A jagged crack winds its way along the external brickwork of this hundred-year-old house in north-west Sydney, January 2020. Photo: Sandra Williams

Archicentre Australia managing director Peter Giorgiou said building regulations need to adapt to the warming environment.

“We can’t rely on that seasonal benefit anymore. We’ve got to be a lot more proactive in the way we understand how to manage our buildings in a newly defined era,” he said.

“To that end, the standards we’ve set in the past need to change as well.”

What should you do if your house is cracking?

The ancient Japanese art of Kintsugi, where broken pottery is stuck back together with gold, celebrates the beauty of the cracks.

That is the attitude some experts say homeowners should take about the cracks in their walls.

“If buildings are in areas that are susceptible to shrink and swell, those cracks are non-structural and shouldn’t affect the structural integrity of the building,” said Professor Khalili.

“The usual approach is not to correct them, not to fill them in and patch them because next year again they will reappear in a worse condition.

“They are living buildings — during summer they open, during winter they close.”

The building or engineers department of your local council may be able to provide information about the type of soil your house is built on, or you can check to see if it has a geotechnical investigation of your property done as part of a development permit submission.

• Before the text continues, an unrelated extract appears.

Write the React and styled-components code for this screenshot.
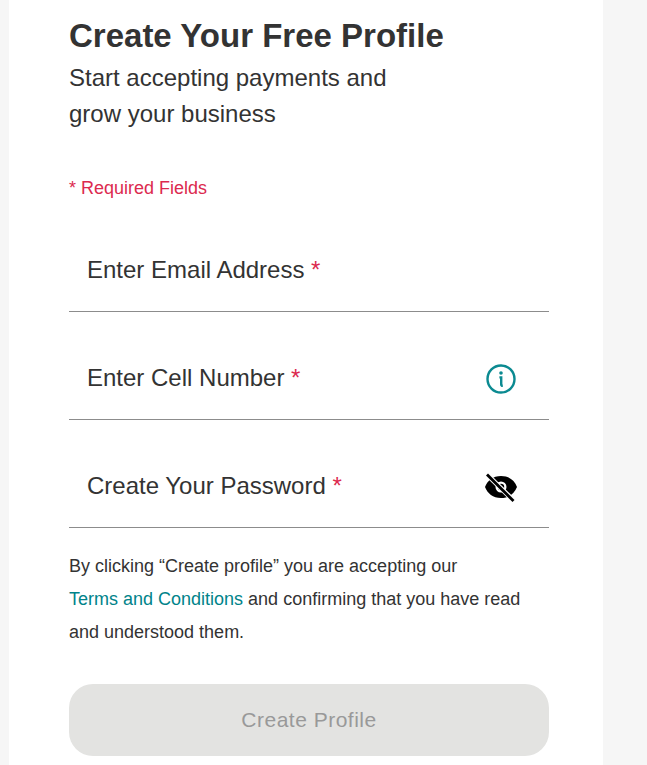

Even in areas with reactive soils prone to expansion and contraction, Professor Fityus said there are ways to mitigate against cracking.

“You can build bigger foundations under the house at the start, but that’s expensive,” he said.

However, in an established house, once you have got cracking, it is very hard to stop it.

“You can try to stop the soil from moving, and you can only do that from stopping it getting wet and dry,” Professor Fityus said.

One option is to cut down all the trees on your property.

“But cutting them down can be problematic, because if the tree is established it already has a moisture regime happening and if you cut it down suddenly you’ve got more moisture in the soil than you did before,” he added.

Another option is to put paving all around the house.

Hallway cracks in a federation house in Sydney’s inner-west, probably caused by dry soil. Photo: ABC News

“So, if you put a one-metre wide concrete slab around your house and you seal it up against the walls, you move the wet to dry boundary away from right under your walls,” explained Professor Fityus.

“The soil under the path has the same moisture content as the soil under the house and nothing moves right under your walls.”

He said watering lawns is a tricky solution.

“Some people water their lawns to excess and, if you do that, you’re likely to put more water around your house than under it, which will also cause things to move.”

In short, there are no easy fixes and the advice from Professor Fityus is to call in a professional if you are concerned.

“Almost every situation needs to be looked at by someone who knows what’s going on to offer specific advice,” he said.

But all three experts warned of being careful who to get advice from, with some operators biased in favour of using their own product or ‘cure’.

They all agree an independent assessment from a structural engineer or building consultant is a good first step before spending thousands of dollars on any remediation work.